空室になれば家賃収入はゼロです。空室リスクをいかに抑えるかが、不動産投資で「勝ち組」になるためには重要になります。空室発生の原因は大きく分けて3つあります。そして、それぞれには改善策が存在します。

家賃

1つめの原因は物件の賃料が、その地域の家賃相場と比較して高すぎるということです。ミスマッチのままでは、いつまで経っても入居者は現れません。周辺相場をしっかり確認して、物件に見合う適正な賃料に設定し直すことが重要です。

入居者探し
2つめの原因は、客付けを任せた不動産会社が入居者探しに熱心でないことが考えられます。「仕事を全然してくれない」と、相手ばかりを責めるのではなく、不動産会社に支払っている手数料の金額が十分かどうか見直してみましょう。

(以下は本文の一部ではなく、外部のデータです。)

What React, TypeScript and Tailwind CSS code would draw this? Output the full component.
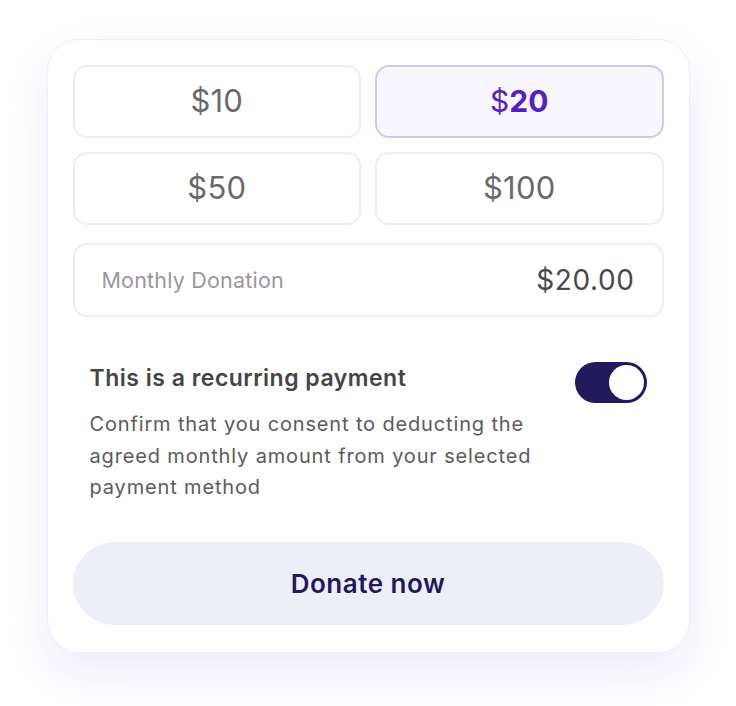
import React from "react";

export default function App() {
  const amounts = ["$10", "$20", "$50", "$100"];
  return (
    <div className="min-h-[706px] w-[736px] bg-white flex justify-center pt-[39px]" style={{ fontFamily: "Inter, 'Noto Sans', sans-serif" }}>
      <div className="w-[643px] h-[614px] rounded-[32px] bg-[#fefeff] border border-[#f1eefb] shadow-[0_18px_48px_rgba(125,95,240,0.13)] px-[25px] pt-[25px]">
        <div className="grid grid-cols-2 gap-x-[14px] gap-y-[14px]">
          {amounts.map((a) => {
            const sel = a === "$20";
            return (
              <div
                key={a}
                className={
                  sel
                    ? "h-[73px] rounded-[14px] border-2 border-[#d3c6f7] bg-[#f8f7ff] flex items-center justify-center text-[30px] font-bold text-[#5720c2]"
                    : "h-[73px] rounded-[14px] border-2 border-[#eeedf1] bg-white flex items-center justify-center text-[31px] font-normal text-[#6a6a6a] tracking-[0.2px]"
                }
              >
                {sel ? (
                  <span>
                    <span className="font-normal">$</span>20
                  </span>
                ) : (
                  a
                )}
              </div>
            );
          })}
        </div>
        <div className="mt-[18px] h-[74px] rounded-[14px] border-2 border-[#eeedf1] bg-white flex items-center justify-between pl-[27px] pr-[27px]">
          <span className="text-[21.5px] text-[#9a979d] tracking-[0.2px]">Monthly Donation</span>
          <span className="text-[28px] text-[#4a4a4a] tracking-[0.6px]">$20.00</span>
        </div>
        <div className="mt-[47px] px-[17px] flex justify-between items-start">
          <div>
            <div className="text-[23px] leading-[28px] font-semibold text-[#454545] tracking-[0.5px]">This is a recurring payment</div>
            <div className="mt-[17px] w-[460px] text-[20px] leading-[31.5px] text-[#5b5b5b] tracking-[0.85px]">
              Confirm that you consent to deducting the agreed monthly amount from your selected payment method
            </div>
          </div>
          <div className="mt-[-2px] w-[72px] h-[41px] rounded-full bg-[#231a5c] flex items-center justify-end pr-[3px]">
            <div className="w-[35px] h-[35px] rounded-full bg-white" />
          </div>
        </div>
        <div className="mt-[38px] h-[83px] rounded-full bg-[#eeeef9] flex items-center justify-center text-[26px] font-semibold text-[#1f1a5a] tracking-[0.5px]">
          Donate now
        </div>
      </div>
    </div>
  );
}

手数料次第では、物件紹介の優先順位を上げてくれるかもしれません。お金に余裕があるなら広告費に使うことを検討してみてもいいかもしれません。また、客付けも管理会社だけでなく、複数の不動産会社に依頼してみるのも手です。

物件設備、デザイン
3つめの原因は、物件の設備や間取り、デザインが古くなり、入居者のセンスに合わなくなってしまっていることです。天井扇(シーリングファン)や温水洗浄便座など、「あったらいいな」と思えるような設備や家具を充実させてみましょう。自転車やスノーボードのような大きなものも収納できるスペースを造るなどのリノベーションも一考の余地があります。

特に近年では画一的なコンセプトのマンションよりも、多様な個性に応えられる差別化された物件が好まれる傾向があります。競合物件との差別化を図り、特定の人たちに支持される物件づくりをすることも有効な戦略です。

6.不動産投資の成功の裏に、地道な努力あり

これから不動産投資を始める、もしくは始めたいとお考えの方々に向けて、不動産投資の成功についての解説をしてきました。

本文中でも述べているとおり、不動産投資の成功には地道な勉強や努力が欠かせません。しかも長期目線のビジネスだけに、長期間にわたってコツコツと努力を続けられる人こそが、不動産投資で成功できる人です。